Bus, truck operators irked by new tax

Theres anger and consternation in the transport sector, as the Kenya government placed harsher taxes in a bid to boost revenues hit by political violence early this year.

Commuters look for buses in Nairobi\'s Tom Mboya street.

Matatus on Nairobi’s Tom Mboya street. A new tax will result in higher inspection fees for matatu and truck owners.

Inspection fees for public transport vehicles and trucks will now be pegged on weight and carrying capacity, according to a report in the East African Standard. Previously, the inspection fee was a standard Shs1,000 (US$16). Now, a 14-seater minivan (or matatu) is expected to pay Shs11,000 ($180) as an annual inspection fee. Trucks will pay Shs1,500 per tonne.
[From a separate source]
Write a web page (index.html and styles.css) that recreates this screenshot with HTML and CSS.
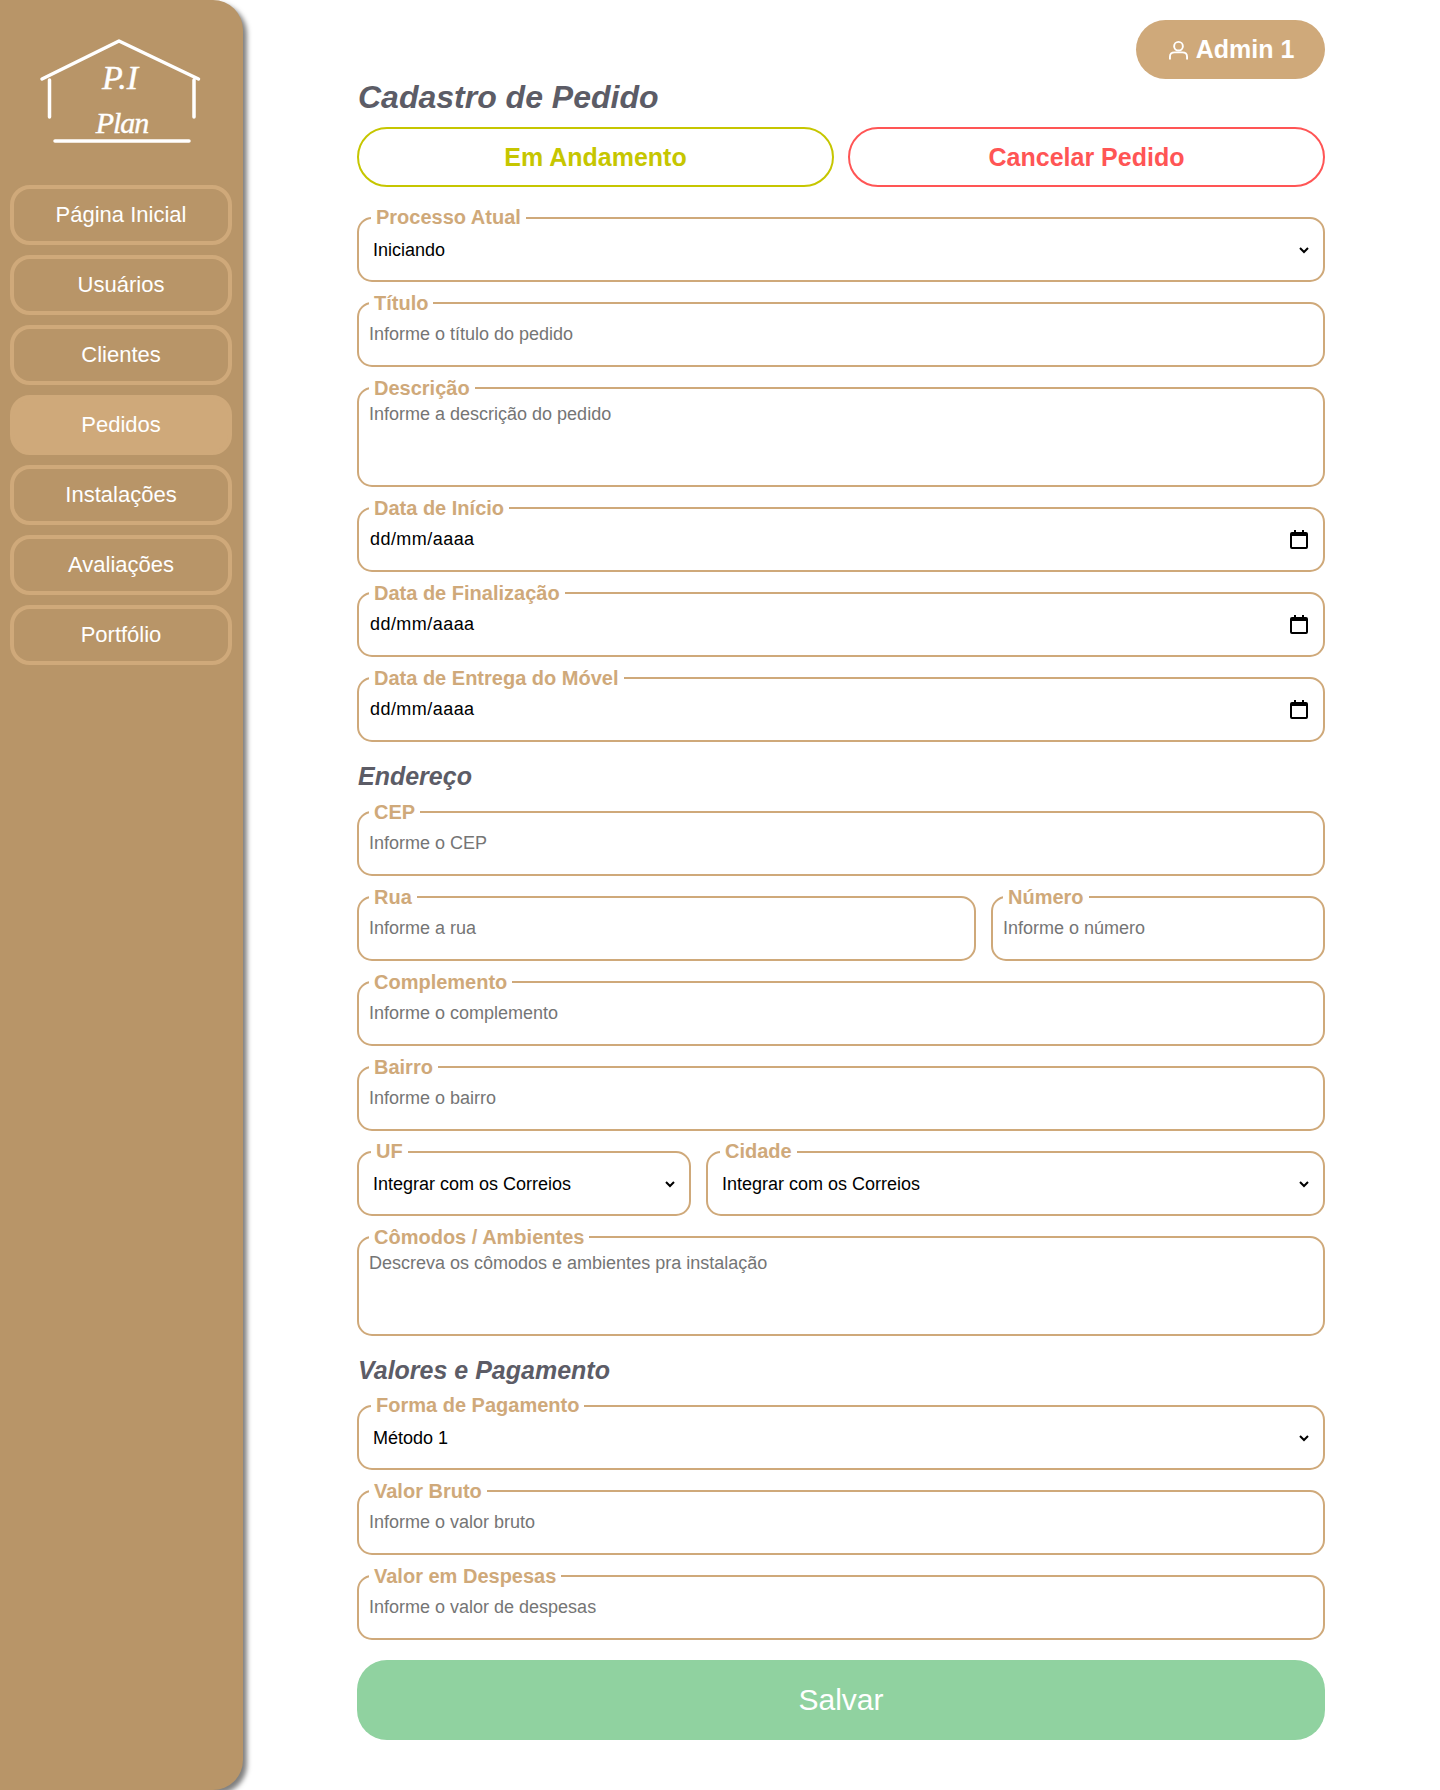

This means a 26-wheel truck with a carrying capacity of 40 tonnes will have to pay Shs60,000 ($984).

Majority of matatus are owned by small scale operators living in slums and who cannot pay Shs11,000 at short notice. Commercial truckers will simply pass the costs to their clients, with possible consequences on the prices of consumer goods.

The tax is described as an “advance tax,” meaning it has to be paid before the inspection officer begins to look at your vehicle. Passenger and commercial vehicles in Kenya must be inspected at least once a year.

Matatu and truck owners say they government has ambushed them with the tax. There was little publicity about the changes and most transporters had not budgeted for the new tax.